Yahya Kemal Beyatlı İlköğretim Okulu 6’ncı sınıf öğrencisi Hande Çinkitaş 2001’de üvey annesi ve babasıyla yaşadığı evde kafası çekiçle ezildikten sonra boğazı bıçakla kesilerek öldürüldü. Ailenin soruşturmayı ağırdan aldıkları iddiasıyla şikayetçi olduğu polisler savcılığa ‘Dosya hala açık, araştırıyoruz’ ifadesi verdi.

Bavula koyup yaktılar

Esrarengiz cinayetlerin son perdesi 3 yıl önce Beylikdüzü’nde yaşandı. Haydar Aslan İlköğretim Okulu öğrencisi Nigar Şahin (13) ders çalışmak için gittiği arkadaşının evinden dönmedi. Cesedi tıpkı Münevver Karabulut gibi bir çöp konteynırında bulundu. Telle boğulduktan sonra yakılan ceset bir bavul içine konulmuştu. Katil ya da katillerin yakalanması için yapılan tüm girişimler sonuçsuz kaldı.
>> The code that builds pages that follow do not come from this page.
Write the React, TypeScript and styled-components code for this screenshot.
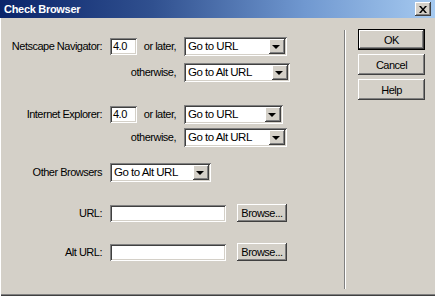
import styled, { createGlobalStyle, css } from "styled-components";

const GlobalStyle = createGlobalStyle`
  html, body {
    margin: 0;
    padding: 0;
    background: #d4d0c8;
  }
  body {
    font-family: "Liberation Sans", Arial, sans-serif;
    font-size: 11px;
    letter-spacing: -0.5px;
    color: #000;
  }
`;

const raised = css`
  box-shadow: inset -1px -1px #404040, inset 1px 1px #ffffff,
    inset -2px -2px #808080, inset 2px 2px #d4d0c8;
`;

const sunken = css`
  box-shadow: inset 1px 1px #808080, inset -1px -1px #ffffff,
    inset 2px 2px #404040, inset -2px -2px #d4d0c8;
`;

const App = () => {
  return (
    <>
      <GlobalStyle />
      <Window>
        <TitleBar>
          <Title>Check Browser</Title>
          <CloseButton>
            <svg width="8" height="7" viewBox="0 0 8 7">
              <path d="M0 0h2l2 2.5L6 0h2L5 3.5 8 7H6L4 4.5 2 7H0l3-3.5z" fill="#000" />
            </svg>
          </CloseButton>
        </TitleBar>
        <Body>
          <Form>
            <Row $top={18}>
              <Label>Netscape Navigator:</Label>
              <VersionInput>4.0</VersionInput>
              <Note>or later,</Note>
              <Select $width={103}>Go to URL</Select>
            </Row>
            <Row $top={6}>
              <span />
              <span />
              <Note>otherwise,</Note>
              <Select $width={106}>Go to Alt URL</Select>
            </Row>
            <Row $top={22}>
              <Label>Internet Explorer:</Label>
              <VersionInput>4.0</VersionInput>
              <Note>or later,</Note>
              <Select $width={99}>Go to URL</Select>
            </Row>
            <Row $top={3}>
              <span />
              <span />
              <Note>otherwise,</Note>
              <Select $width={103}>Go to Alt URL</Select>
            </Row>
            <Row $top={15}>
              <Label>Other Browsers</Label>
              <Wide>
                <Select $width={101}>Go to Alt URL</Select>
              </Wide>
            </Row>
            <Row $top={21}>
              <Label>URL:</Label>
              <Wide>
                <TextField />
                <SmallButton>Browse...</SmallButton>
              </Wide>
            </Row>
            <Row $top={19}>
              <Label>Alt URL:</Label>
              <Wide>
                <TextField />
                <SmallButton>Browse...</SmallButton>
              </Wide>
            </Row>
          </Form>
          <Separator />
          <ButtonColumn>
            <DialogButton $default>OK</DialogButton>
            <DialogButton>Cancel</DialogButton>
            <DialogButton>Help</DialogButton>
          </ButtonColumn>
        </Body>
      </Window>
    </>
  );
};

export default App;

const Window = styled.div`
  width: 435px;
  height: 296px;
  display: flex;
  flex-direction: column;
  background: #d4d0c8;
  overflow: hidden;
`;

const TitleBar = styled.div`
  height: 18px;
  flex: none;
  display: flex;
  align-items: center;
  padding: 0 4px 0 4px;
  background: linear-gradient(to right, #0a246a, #30508f 35%, #7098d0 70%, #a6caf0);
`;

const Title = styled.span`
  flex: 1;
  color: #fff;
  font-weight: bold;
  font-size: 11px;
  letter-spacing: -0.3px;
`;

const CloseButton = styled.div`
  width: 16px;
  height: 14px;
  display: flex;
  align-items: center;
  justify-content: center;
  background: #d4d0c8;
  ${raised}
`;

const Body = styled.div`
  flex: 1;
  display: flex;
  border-left: 1px solid #ffffff;
  box-shadow: inset 0 -1px #404040, inset 0 -2px #808080;
`;

const Form = styled.div`
  width: 343px;
  flex: none;
  display: flex;
  flex-direction: column;
`;

const Row = styled.div<{ $top: number }>`
  margin-top: ${(p) => p.$top}px;
  height: 20px;
  display: grid;
  grid-template-columns: 109px 27px 47px 1fr;
  align-items: center;
`;

const Label = styled.span`
  justify-self: end;
  padding-right: 8px;
  white-space: nowrap;
`;

const Note = styled.span`
  grid-column: 3;
  justify-self: end;
  padding-right: 8px;
  white-space: nowrap;
`;

const Wide = styled.div`
  grid-column: 2 / 5;
  display: flex;
  align-items: center;
  gap: 11px;
`;

const VersionInput = styled.div`
  height: 17px;
  box-sizing: border-box;
  padding: 2px 0 0 3px;
  background: #fff;
  ${sunken}
`;

const Select = styled.div<{ $width: number }>`
  width: ${(p) => p.$width}px;
  height: 19px;
  box-sizing: border-box;
  position: relative;
  padding: 3px 0 0 4px;
  background: #fff;
  white-space: nowrap;
  font-size: 11.5px;
  ${sunken}

  &::after {
    content: "";
    position: absolute;
    right: 2px;
    top: 2px;
    width: 16px;
    height: 15px;
    background: #d4d0c8;
    box-shadow: inset -1px -1px #404040, inset 1px 1px #ffffff,
      inset -2px -2px #808080;
  }

  &::before {
    content: "";
    position: absolute;
    z-index: 1;
    right: 7px;
    top: 8px;
    border-left: 4px solid transparent;
    border-right: 4px solid transparent;
    border-top: 4px solid #000;
  }
`;

const TextField = styled.div`
  width: 116px;
  height: 17px;
  background: #fff;
  ${sunken}
`;

const SmallButton = styled.div`
  width: 50px;
  height: 18px;
  box-sizing: border-box;
  display: flex;
  align-items: center;
  justify-content: center;
  background: #d4d0c8;
  ${raised}
`;

const Separator = styled.div`
  width: 1px;
  margin: 12px 0 7px;
  background: #808080;
  border-right: 1px solid #ffffff;
`;

const ButtonColumn = styled.div`
  display: flex;
  flex-direction: column;
  gap: 4px;
  padding: 11px 0 0 12px;
`;

const DialogButton = styled.div<{ $default?: boolean }>`
  width: 67px;
  height: 21px;
  box-sizing: border-box;
  display: flex;
  align-items: center;
  justify-content: center;
  background: #d4d0c8;
  ${(p) =>
    p.$default
      ? css`
          box-shadow: inset 0 0 0 1px #000, inset -2px -2px #404040,
            inset 2px 2px #ffffff, inset -3px -3px #808080;
        `
      : raised}
`;
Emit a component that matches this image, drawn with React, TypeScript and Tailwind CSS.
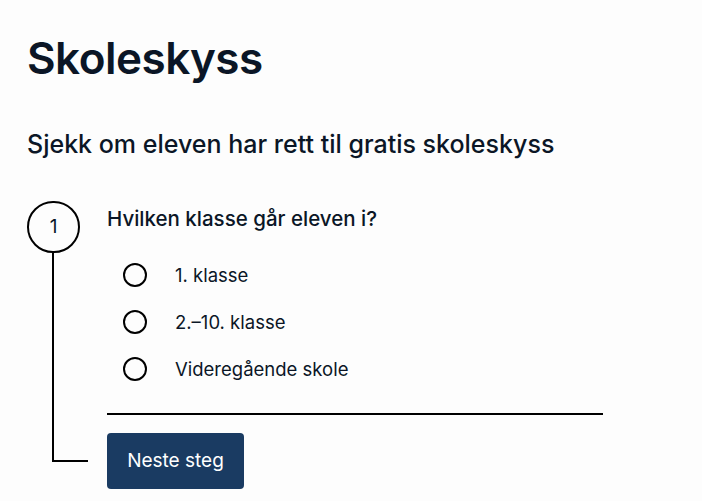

İlk cinayet 10 yıl önce işlendi

Esrarengiz cinayetlerin ilki, on yıl önce işlendi. Arkadaşlarının ‘Melek’ diye hitap ettikleri Hatice Başar (14), 1 Mayıs 1997 günü okuldan eve dönerken, kaçırılıp tecavüz edildikten sonra boğularak öldürüldü. Cinayetin ardından gözaltına alınan Cahit Keleş (21) polise “Daha önce de Ataköy’de bir kıza tecavüz etmiştim” deyince tutuklandı. Ancak Polis Kriminal Laboratuvarı’nda yapılan testlerde, Hatice’nin cesedinden alınan sperm örneklerinin sanığın spermiyle uyuşmadığı anlaşıldı.
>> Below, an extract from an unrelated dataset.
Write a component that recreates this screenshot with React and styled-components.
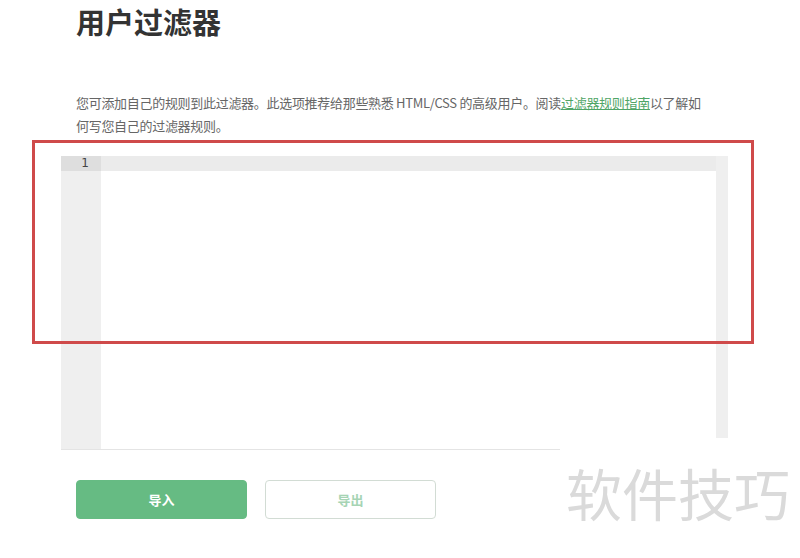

‘Hiçbir şey karanlıkta kalmayacak’

İstanbul Emniyet Müdürü Hüseyin Çapkın, cinayetle ilgili tüm ayrıntıların titizlikle ele alındığını söyledi. Çapkın “Hiçbir şey gölgede ve karanlıkta kalmayacak. Bundan herkes emin olmalıdır” dedi. İstanbul Valisi Muammer Güler de cevap bekleyen soruların hepsinin soruşturma ve yargı aşamasında tek tek çözüleceğini açıkladı.